[BEGIN Data section]

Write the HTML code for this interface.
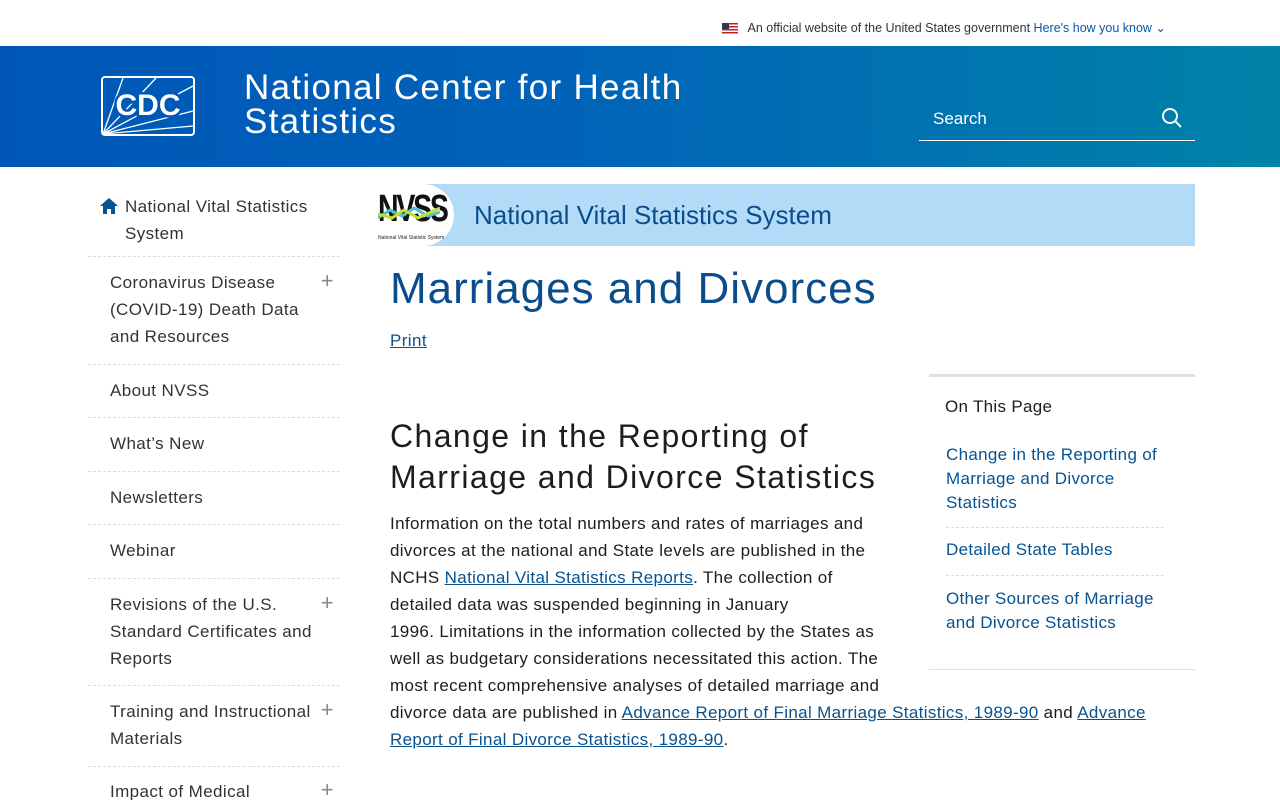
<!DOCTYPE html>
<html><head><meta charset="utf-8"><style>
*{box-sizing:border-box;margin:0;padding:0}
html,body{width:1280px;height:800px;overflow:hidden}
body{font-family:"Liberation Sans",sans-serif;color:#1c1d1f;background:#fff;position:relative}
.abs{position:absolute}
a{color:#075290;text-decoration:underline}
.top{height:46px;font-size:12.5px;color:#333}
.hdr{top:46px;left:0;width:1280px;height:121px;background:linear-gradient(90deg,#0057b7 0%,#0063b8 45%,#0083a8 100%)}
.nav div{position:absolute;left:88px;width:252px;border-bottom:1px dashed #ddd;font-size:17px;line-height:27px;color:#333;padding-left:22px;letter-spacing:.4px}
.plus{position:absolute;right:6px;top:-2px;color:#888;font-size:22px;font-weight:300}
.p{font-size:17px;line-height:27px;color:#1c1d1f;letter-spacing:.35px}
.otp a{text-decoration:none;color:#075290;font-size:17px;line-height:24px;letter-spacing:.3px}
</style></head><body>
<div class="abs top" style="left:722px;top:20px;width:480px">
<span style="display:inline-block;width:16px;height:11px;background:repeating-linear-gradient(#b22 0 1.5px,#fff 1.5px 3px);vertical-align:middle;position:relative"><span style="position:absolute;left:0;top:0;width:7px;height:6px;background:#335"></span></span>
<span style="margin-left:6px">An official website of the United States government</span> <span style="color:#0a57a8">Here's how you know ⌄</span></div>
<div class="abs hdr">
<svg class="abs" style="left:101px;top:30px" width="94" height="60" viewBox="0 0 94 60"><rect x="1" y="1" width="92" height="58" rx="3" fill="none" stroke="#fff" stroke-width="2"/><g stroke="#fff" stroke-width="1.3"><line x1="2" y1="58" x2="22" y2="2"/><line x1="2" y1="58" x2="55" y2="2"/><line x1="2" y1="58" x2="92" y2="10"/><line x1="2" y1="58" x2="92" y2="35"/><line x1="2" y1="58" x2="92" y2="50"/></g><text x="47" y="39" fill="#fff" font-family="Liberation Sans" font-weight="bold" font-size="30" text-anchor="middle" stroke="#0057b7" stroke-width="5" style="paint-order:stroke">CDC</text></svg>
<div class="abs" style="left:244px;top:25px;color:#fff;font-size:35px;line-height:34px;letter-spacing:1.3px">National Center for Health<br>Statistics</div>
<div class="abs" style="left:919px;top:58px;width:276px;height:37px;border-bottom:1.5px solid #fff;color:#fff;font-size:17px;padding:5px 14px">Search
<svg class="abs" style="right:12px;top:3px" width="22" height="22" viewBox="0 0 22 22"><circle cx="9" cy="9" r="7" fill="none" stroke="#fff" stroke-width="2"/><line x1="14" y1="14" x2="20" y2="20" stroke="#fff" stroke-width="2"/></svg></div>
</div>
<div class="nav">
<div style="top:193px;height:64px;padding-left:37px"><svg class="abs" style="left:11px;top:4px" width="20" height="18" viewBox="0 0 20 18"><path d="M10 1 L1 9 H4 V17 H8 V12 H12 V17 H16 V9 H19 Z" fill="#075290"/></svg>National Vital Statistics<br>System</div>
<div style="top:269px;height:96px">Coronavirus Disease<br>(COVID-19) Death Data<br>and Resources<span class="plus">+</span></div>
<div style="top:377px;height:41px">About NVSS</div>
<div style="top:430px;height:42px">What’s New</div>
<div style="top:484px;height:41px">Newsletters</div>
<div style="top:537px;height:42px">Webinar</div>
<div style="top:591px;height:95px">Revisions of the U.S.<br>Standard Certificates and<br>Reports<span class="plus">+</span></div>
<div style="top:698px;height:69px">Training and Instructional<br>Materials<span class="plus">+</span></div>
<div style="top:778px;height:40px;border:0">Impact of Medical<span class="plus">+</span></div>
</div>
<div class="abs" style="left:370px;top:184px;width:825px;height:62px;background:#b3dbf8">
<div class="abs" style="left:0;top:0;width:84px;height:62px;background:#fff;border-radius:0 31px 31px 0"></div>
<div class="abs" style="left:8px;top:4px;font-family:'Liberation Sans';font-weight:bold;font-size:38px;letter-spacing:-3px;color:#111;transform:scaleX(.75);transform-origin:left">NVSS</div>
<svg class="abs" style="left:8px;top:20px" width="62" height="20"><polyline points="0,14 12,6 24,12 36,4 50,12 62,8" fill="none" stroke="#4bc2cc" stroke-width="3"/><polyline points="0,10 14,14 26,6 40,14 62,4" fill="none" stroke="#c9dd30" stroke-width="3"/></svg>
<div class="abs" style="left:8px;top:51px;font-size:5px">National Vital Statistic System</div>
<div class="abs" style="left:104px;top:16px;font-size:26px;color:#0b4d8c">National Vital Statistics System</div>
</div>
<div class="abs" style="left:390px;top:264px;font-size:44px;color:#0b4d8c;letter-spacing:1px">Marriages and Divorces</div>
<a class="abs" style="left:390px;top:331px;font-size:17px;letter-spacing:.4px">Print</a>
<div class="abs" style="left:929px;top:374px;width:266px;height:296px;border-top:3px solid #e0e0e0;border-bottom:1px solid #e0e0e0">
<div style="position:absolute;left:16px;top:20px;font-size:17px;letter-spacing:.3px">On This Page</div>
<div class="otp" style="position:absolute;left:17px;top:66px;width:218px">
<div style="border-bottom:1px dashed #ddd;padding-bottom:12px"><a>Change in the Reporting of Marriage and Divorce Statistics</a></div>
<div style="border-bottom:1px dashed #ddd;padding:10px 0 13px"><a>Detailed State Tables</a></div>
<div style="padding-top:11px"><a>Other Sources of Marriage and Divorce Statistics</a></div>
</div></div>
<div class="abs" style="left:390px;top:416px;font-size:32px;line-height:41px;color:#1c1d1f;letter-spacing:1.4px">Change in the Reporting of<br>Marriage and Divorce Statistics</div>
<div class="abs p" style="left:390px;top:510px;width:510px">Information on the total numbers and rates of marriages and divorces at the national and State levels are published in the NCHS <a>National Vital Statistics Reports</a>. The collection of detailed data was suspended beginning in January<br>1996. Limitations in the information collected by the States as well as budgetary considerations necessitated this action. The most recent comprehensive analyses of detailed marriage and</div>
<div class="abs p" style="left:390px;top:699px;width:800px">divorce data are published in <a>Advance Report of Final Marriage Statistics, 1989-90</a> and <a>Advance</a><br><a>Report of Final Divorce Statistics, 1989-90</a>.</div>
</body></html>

[END Data section]

Goal
Quote the material exactly. Pictures stay out.

Response for this exercise
Write the HTML code for this interface.
<!DOCTYPE html>
<html><head><meta charset="utf-8"><style>
*{box-sizing:border-box;margin:0;padding:0}
html,body{width:1280px;height:800px;overflow:hidden}
body{font-family:"Liberation Sans",sans-serif;color:#1c1d1f;background:#fff;position:relative}
.abs{position:absolute}
a{color:#075290;text-decoration:underline}
.top{height:46px;font-size:12.5px;color:#333}
.hdr{top:46px;left:0;width:1280px;height:121px;background:linear-gradient(90deg,#0057b7 0%,#0063b8 45%,#0083a8 100%)}
.nav div{position:absolute;left:88px;width:252px;border-bottom:1px dashed #ddd;font-size:17px;line-height:27px;color:#333;padding-left:22px;letter-spacing:.4px}
.plus{position:absolute;right:6px;top:-2px;color:#888;font-size:22px;font-weight:300}
.p{font-size:17px;line-height:27px;color:#1c1d1f;letter-spacing:.35px}
.otp a{text-decoration:none;color:#075290;font-size:17px;line-height:24px;letter-spacing:.3px}
</style></head><body>
<div class="abs top" style="left:722px;top:20px;width:480px">
<span style="display:inline-block;width:16px;height:11px;background:repeating-linear-gradient(#b22 0 1.5px,#fff 1.5px 3px);vertical-align:middle;position:relative"><span style="position:absolute;left:0;top:0;width:7px;height:6px;background:#335"></span></span>
<span style="margin-left:6px">An official website of the United States government</span> <span style="color:#0a57a8">Here's how you know ⌄</span></div>
<div class="abs hdr">
<svg class="abs" style="left:101px;top:30px" width="94" height="60" viewBox="0 0 94 60"><rect x="1" y="1" width="92" height="58" rx="3" fill="none" stroke="#fff" stroke-width="2"/><g stroke="#fff" stroke-width="1.3"><line x1="2" y1="58" x2="22" y2="2"/><line x1="2" y1="58" x2="55" y2="2"/><line x1="2" y1="58" x2="92" y2="10"/><line x1="2" y1="58" x2="92" y2="35"/><line x1="2" y1="58" x2="92" y2="50"/></g><text x="47" y="39" fill="#fff" font-family="Liberation Sans" font-weight="bold" font-size="30" text-anchor="middle" stroke="#0057b7" stroke-width="5" style="paint-order:stroke">CDC</text></svg>
<div class="abs" style="left:244px;top:25px;color:#fff;font-size:35px;line-height:34px;letter-spacing:1.3px">National Center for Health<br>Statistics</div>
<div class="abs" style="left:919px;top:58px;width:276px;height:37px;border-bottom:1.5px solid #fff;color:#fff;font-size:17px;padding:5px 14px">Search
<svg class="abs" style="right:12px;top:3px" width="22" height="22" viewBox="0 0 22 22"><circle cx="9" cy="9" r="7" fill="none" stroke="#fff" stroke-width="2"/><line x1="14" y1="14" x2="20" y2="20" stroke="#fff" stroke-width="2"/></svg></div>
</div>
<div class="nav">
<div style="top:193px;height:64px;padding-left:37px"><svg class="abs" style="left:11px;top:4px" width="20" height="18" viewBox="0 0 20 18"><path d="M10 1 L1 9 H4 V17 H8 V12 H12 V17 H16 V9 H19 Z" fill="#075290"/></svg>National Vital Statistics<br>System</div>
<div style="top:269px;height:96px">Coronavirus Disease<br>(COVID-19) Death Data<br>and Resources<span class="plus">+</span></div>
<div style="top:377px;height:41px">About NVSS</div>
<div style="top:430px;height:42px">What’s New</div>
<div style="top:484px;height:41px">Newsletters</div>
<div style="top:537px;height:42px">Webinar</div>
<div style="top:591px;height:95px">Revisions of the U.S.<br>Standard Certificates and<br>Reports<span class="plus">+</span></div>
<div style="top:698px;height:69px">Training and Instructional<br>Materials<span class="plus">+</span></div>
<div style="top:778px;height:40px;border:0">Impact of Medical<span class="plus">+</span></div>
</div>
<div class="abs" style="left:370px;top:184px;width:825px;height:62px;background:#b3dbf8">
<div class="abs" style="left:0;top:0;width:84px;height:62px;background:#fff;border-radius:0 31px 31px 0"></div>
<div class="abs" style="left:8px;top:4px;font-family:'Liberation Sans';font-weight:bold;font-size:38px;letter-spacing:-3px;color:#111;transform:scaleX(.75);transform-origin:left">NVSS</div>
<svg class="abs" style="left:8px;top:20px" width="62" height="20"><polyline points="0,14 12,6 24,12 36,4 50,12 62,8" fill="none" stroke="#4bc2cc" stroke-width="3"/><polyline points="0,10 14,14 26,6 40,14 62,4" fill="none" stroke="#c9dd30" stroke-width="3"/></svg>
<div class="abs" style="left:8px;top:51px;font-size:5px">National Vital Statistic System</div>
<div class="abs" style="left:104px;top:16px;font-size:26px;color:#0b4d8c">National Vital Statistics System</div>
</div>
<div class="abs" style="left:390px;top:264px;font-size:44px;color:#0b4d8c;letter-spacing:1px">Marriages and Divorces</div>
<a class="abs" style="left:390px;top:331px;font-size:17px;letter-spacing:.4px">Print</a>
<div class="abs" style="left:929px;top:374px;width:266px;height:296px;border-top:3px solid #e0e0e0;border-bottom:1px solid #e0e0e0">
<div style="position:absolute;left:16px;top:20px;font-size:17px;letter-spacing:.3px">On This Page</div>
<div class="otp" style="position:absolute;left:17px;top:66px;width:218px">
<div style="border-bottom:1px dashed #ddd;padding-bottom:12px"><a>Change in the Reporting of Marriage and Divorce Statistics</a></div>
<div style="border-bottom:1px dashed #ddd;padding:10px 0 13px"><a>Detailed State Tables</a></div>
<div style="padding-top:11px"><a>Other Sources of Marriage and Divorce Statistics</a></div>
</div></div>
<div class="abs" style="left:390px;top:416px;font-size:32px;line-height:41px;color:#1c1d1f;letter-spacing:1.4px">Change in the Reporting of<br>Marriage and Divorce Statistics</div>
<div class="abs p" style="left:390px;top:510px;width:510px">Information on the total numbers and rates of marriages and divorces at the national and State levels are published in the NCHS <a>National Vital Statistics Reports</a>. The collection of detailed data was suspended beginning in January<br>1996. Limitations in the information collected by the States as well as budgetary considerations necessitated this action. The most recent comprehensive analyses of detailed marriage and</div>
<div class="abs p" style="left:390px;top:699px;width:800px">divorce data are published in <a>Advance Report of Final Marriage Statistics, 1989-90</a> and <a>Advance</a><br><a>Report of Final Divorce Statistics, 1989-90</a>.</div>
</body></html>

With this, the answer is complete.